Il fatto che Hamas si manifesti con i suoi razzi non è la vera ragione della feroce repressione israeliana degli ultimi anni. Le misure economiche, militari e politiche assunte da Israele contro Hamas sono tutte fallite. Il boicottaggio e il blocco economico di Gaza hanno avuto terribili conseguenze umanitarie sul milione e mezzo di persone che vivono nella striscia di Gaza. Bisogna attendersi dunque altre azioni più feroci per estirpare totalmente Hamas. Dando per scontata la comprensione dell’Egitto, dell’OLP (Organizzazione per la liberazione della Palestina), degli Stati Uniti e dell’Europa, gli Israeliani passeranno alla soluzione finale, vale a dire le eliminazioni fisiche. Israele non si farà intralciare da questioni legali ed etiche per passare all’eliminazione fisica dei dirigenti di Hamas, ora che tutto è stato organizzato. L’assassinio del capo spirituale Sheikh Ahmed Yassin nel 2004 ha dato una anticipazione di quello che  sono capaci di fare gli israeliani nel campo del terrorismo di Stato.
E’ evidente che l’operazione di oggi sarà seguita da un’invasione terrestre della striscia di Gaza, si tratta di un’occupazione, addirittura di una rioccupazione. Questi sono i peggiori scenari che si profilano all’orizzonte.
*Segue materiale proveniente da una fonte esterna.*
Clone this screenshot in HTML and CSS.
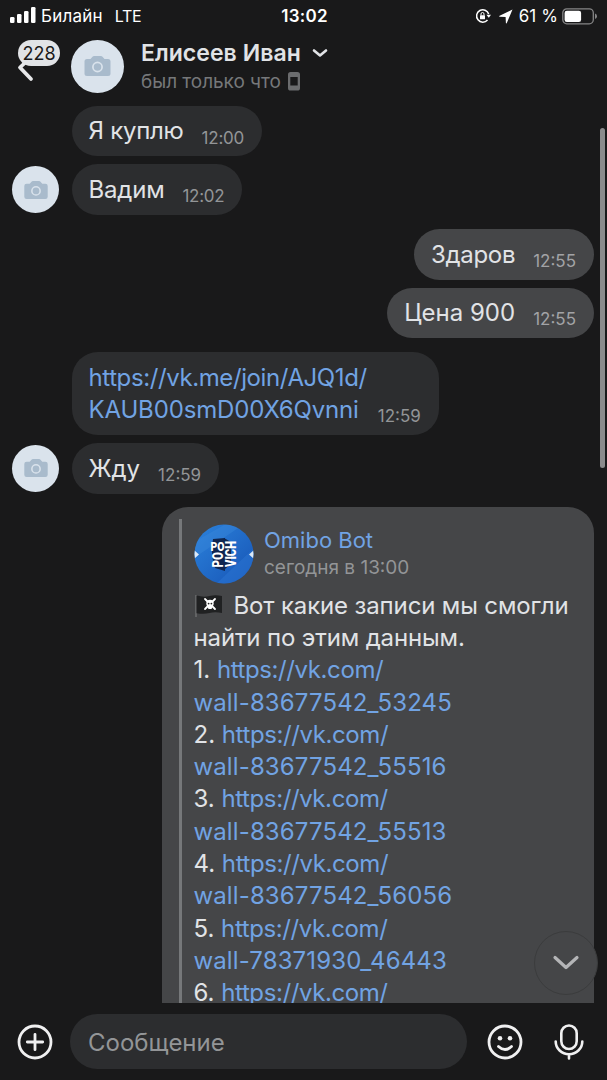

A meno che l’amministrazione Obama non consideri l’opzione di un dialogo con Hamas, anche se questo eventuale dialogo non farà altro che indebolire l’OLP.  Anche in questo caso Israele ne uscirà vincitrice. Perché nel peggiore dei casi si presenterà una soluzione a “tre Stati”, così Israele dovrà affrontare Hamas a Gaza ed un mini Stato dominato da Fatah in Cisgiordania. Ed ecco la Palestina ancora suddivisa e, di questo passo, bisogna domandarsi se ne resterà ancora qualcosa.